Ainda hoje, alguns alunos e colegas ainda me desprezam, outros tentam me boicotar. Antes eram 90% contra mim, agora são só 10%.

Qual foi a justificativa da expulsão?

Em 1996, o chefe do departamento entrou na minha sala com 12 avaliações, e eu dava aula para 120 alunos. Nessas 12 estava escrito: "A professora Sônia não sabe física. A professora Sônia é a pior professora do mundo. E a roupa dela chama muita atenção para o corpo dela."

Por essa razão, eu fui expulsa de um cargo que eu passei por concurso. Licenciatura em física pela Federal de São Carlos, mestrado pela USP de São Carlos, PhD pela Universidade de Manchester, na Inglaterra — e mesmo assim me expulsaram. Fiquei mais de 10 anos afastada do ITA.

Tentei falar com o chefe do departamento, mas ele disse: "Cai fora, você está sendo perseguida." O reitor não me recebeu. O vice-reitor também disse: "Cai fora, quando a pessoa que está te perseguindo. Quando ele aposentar você volta." Foi o que aconteceu.

O que aconteceu nesses anos de expulsão do ITA e de sua contribuição com o IAE?

Fui para o IAE (Instituto de Aeronáutica e Espaço), e eles estavam precisando de uma especialista em semicondutores para fazer sensores que deveriam se tornar detectores para a cabeça do míssil, para o míssil saber qual avião atacar.

Trabalhei da ordem de uns dez anos. Quebrei um equipamento — o que não foi bom —, mas um instituto de Campinas me mandou todo um laboratório novo, com o qual eu consegui o maior sucesso. Eles tinham uma característica do dispositivo que eu tinha que trabalhar em cima, e eu consegui resultados melhores do que tinham pedido. Foi quando consegui minha patente.

Qual foi o momento mais marcante da sua carreira?

Quando saiu minha patente. A vida inteira ouvi que eu nunca aprenderia física, mas consegui desenvolver um sensor de radiação infravermelha. Ele capta calor e transforma em eletricidade, que vai para um computador identificar qual é o avião que deve ser atacado.

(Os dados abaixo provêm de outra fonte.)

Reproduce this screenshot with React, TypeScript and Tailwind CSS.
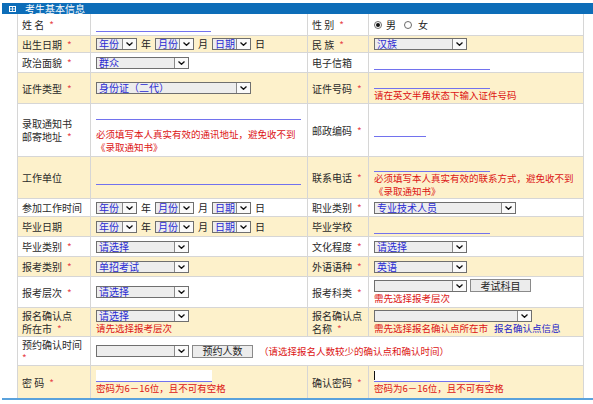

O dispositivo é basicamente 70% física, 20% química — para a produção do material — e 10% engenharia eletrônica. Trabalhei cerca de 10 anos nesse desenvolvimento no IAE. O objetivo era justamente esse: criar sensores nacionais, porque o Brasil não tinha sensores de radiação infravermelha próprios. Então a finalidade é de defesa da soberania — ensinar o míssil a identificar e atacar o alvo. Foi nisso que concentrei minhas pesquisas por todo esse tempo.

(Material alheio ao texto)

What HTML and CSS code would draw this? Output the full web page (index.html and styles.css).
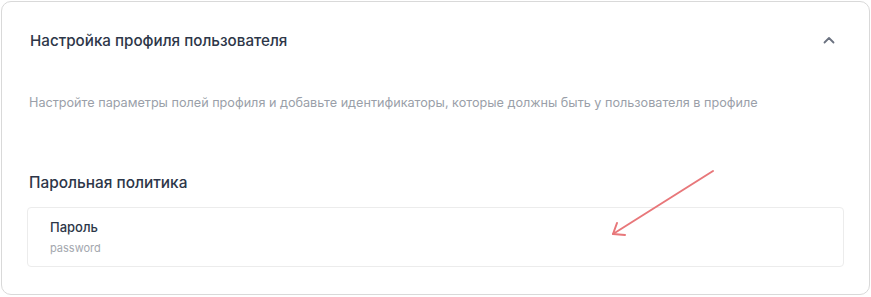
FILE: index.html
```html
<!DOCTYPE html>
<html lang="ru">
<head>
<meta charset="utf-8">
<link rel="stylesheet" href="styles.css">
</head>
<body>
<div class="card">
  <div class="header">
    <h2 class="title">Настройка профиля пользователя</h2>
    <svg class="chevron" width="12" height="8" viewBox="0 0 12 8"><path d="M1.5 6.5 L6 2 L10.5 6.5" fill="none" stroke="#6b7280" stroke-width="1.8" stroke-linecap="round" stroke-linejoin="round"/></svg>
  </div>
  <p class="desc">Настройте параметры полей профиля и добавьте идентификаторы, которые должны быть у пользователя в профиле</p>
  <h3 class="section">Парольная политика</h3>
  <div class="field">
    <div class="field-name">Пароль</div>
    <div class="field-key">password</div>
  </div>
  <svg class="arrow" width="871" height="297" viewBox="0 0 871 297"><g fill="none" stroke="#e8777a" stroke-width="2" stroke-linecap="round" stroke-linejoin="round"><path d="M713 171 L613 234"/><path d="M625 235 L613 234 L617 223"/></g></svg>
</div>
</body>
</html>
```
FILE: styles.css
```css
html, body { margin: 0; padding: 0; background: #fff; }
body { font-family: Inter, "Noto Sans", sans-serif; width: 871px; height: 297px; overflow: hidden; }
.card {
  margin: 1px;
  width: 869px;
  height: 294px;
  border: 1.5px solid #d9d9d9;
  border-radius: 10px;
  box-sizing: border-box;
  padding: 0 25px 0 25px;
}
.header {
  display: flex;
  align-items: center;
  justify-content: space-between;
  height: 76px;
  padding: 0 9px 0 3px;
}
.title { margin: 0; font-size: 15.2px; font-weight: 500; color: #2d3648; }
.chevron { display: block; }
.desc { margin: 16px 0 0 2px; font-size: 12.65px; color: #9a9fa9; line-height: 18px; }
.section { margin: 61px 0 0 2px; font-size: 15.4px; font-weight: 500; color: #2d3648; line-height: 20px; }
.field {
  margin-top: 14px;
  border: 1px solid #ececec;
  border-radius: 4px;
  height: 60px;
  box-sizing: border-box;
  padding: 10px 22px;
}
.field-name { font-size: 13px; font-weight: 500; color: #2d3648; line-height: 18px; }
.field-key { font-size: 11px; color: #a3a7ae; line-height: 14px; margin-top: 5px; }
.arrow { position: absolute; left: 0; top: 0; pointer-events: none; }
```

E como a senhora enxerga a tecnologia como força de transformação para pessoas negras no Brasil?

Cotas e oportunidade de trabalho são fundamentais. Conheci um jovem negro formado em eletrônica de computação que não conseguia trabalhar na área porque precisava de estágio mal-remunerado. Isso não pode acontecer.

Meninas também são desencorajadas a entrar em áreas tecnológicas. A tecnologia é a profissão do futuro — inteligência artificial, códigos, TI. Quem não dominar, ficará para trás.

Fora da sala de aula, o que te inspira a continuar?

O que me move é ver meninas negras na ciência. Já dei palestras em universidades e identifiquei poucas ou nenhuma estudante negra. Hoje, com as cotas, isso começa a mudar. Estamos organizando o primeiro workshop de físicos e físicas afrodescendentes brasileiros, em Salvador, para abrir oportunidades.

O problema não é falta de talento, é falta de oportunidade.

A senhora foi eleita uma das mulheres mais poderosas do Brasil pela Forbes. O que esse reconhecimento significa?

É uma delícia! Sempre disseram que eu não faria nada com física, e hoje sou uma das mulheres mais poderosas do Brasil e também uma das 35 mais influentes em tecnologia da informação. É reconhecimento. É gostoso. Além de ser networking, mostra que estou no mesmo nível de pessoas importantíssimas.

Sônia recebendo o prêmio de reconhecimento da Forbes por ser uma das 15 mulheres mais importantes do Brasil Imagem: João Sal/Divulgação

Ainda falta alguma conquista no seu currículo?

Quero aumentar o número de mulheres negras na política. Não basta só universidade. Precisamos de prefeitas, deputadas, vereadoras. É no poder político que se define orçamento, leis e cotas. É preciso formar líderes políticas negras.

Como gostaria de ser lembrada pelas próximas gerações de cientistas?

Como aquela que nunca desistiu, apesar de tudo o que ouviu e das dificuldades. Gostaria que as pessoas que conquistarem aquilo que disseram que elas não conseguiriam me contem depois — adoro dar boas notícias em palestras.